The man responsible for Australia’s borders has cautioned against a total shutdown of movement in and out of the country because of the coronavirus pandemic.
Australian Border Force commissioner Michael Outram said a vacuum seal around the nation would prevent essential items like stem cells from entering the country.
“We don’t want to stop all flights to Australia. We don’t want to seal ourselves off,” he told reporters in Canberra on Wednesday.
“Similarly with the ports, there’s a lot of containers coming to Australia with goods that we need as a country.”
But he insisted the ABF was ready for anything if the government decided to take more drastic action to contain the disease.
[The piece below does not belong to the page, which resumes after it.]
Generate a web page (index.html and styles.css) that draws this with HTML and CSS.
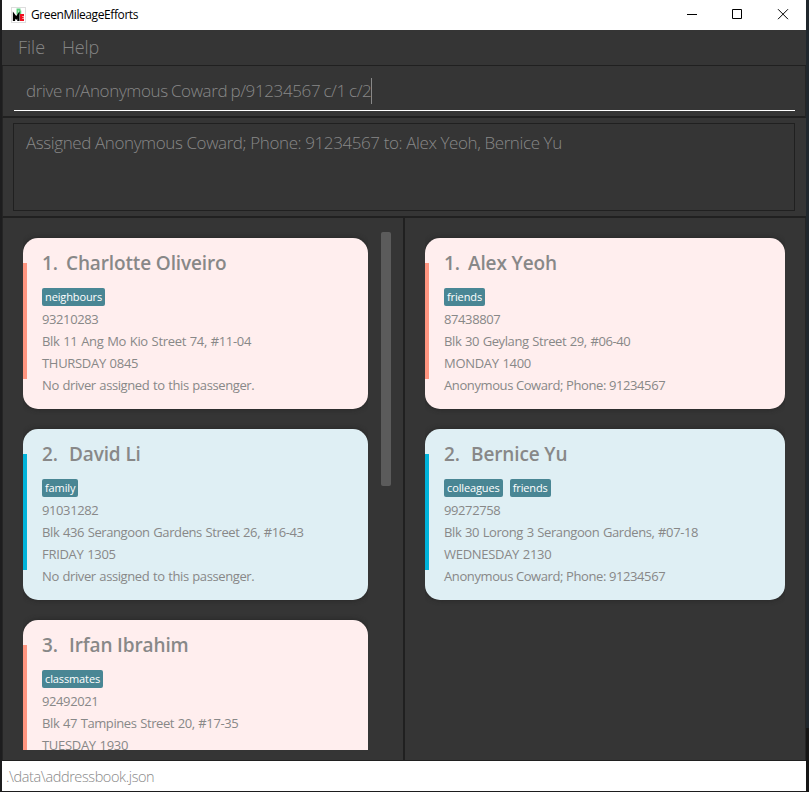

Passenger movements through Australian airports were down by around 5000 on Monday, while 23 flights were cancelled on Tuesday.
The 14 cruise ships which had left are returning to ports, with no reported sickness onboard any of them.
About 12 border force workers have been tested for coronavirus with no positive results so far.
Mr Outram said his staff not contracting the virus should reassure other frontline workers wearing personal protective equipment.
“If you follow procedures, you wear your PPE, it’s a very, very low risk,” he said.
Border force officers are preparing to welcome home Australians from overseas after the government advised people to return.
At airports, people will receive quarantine information at check-in and on the flight before signing a written declaration to self-isolate for 14 days after arriving.
Mr Outram said there had been little disagreement from people returning.
The commissioner has also told his officers to keep the pressure on drugs and other border crime.
“Whilst this is going on and all the focus of the media and the world is on COVID-19, we’re not going to drop the ball,” he said.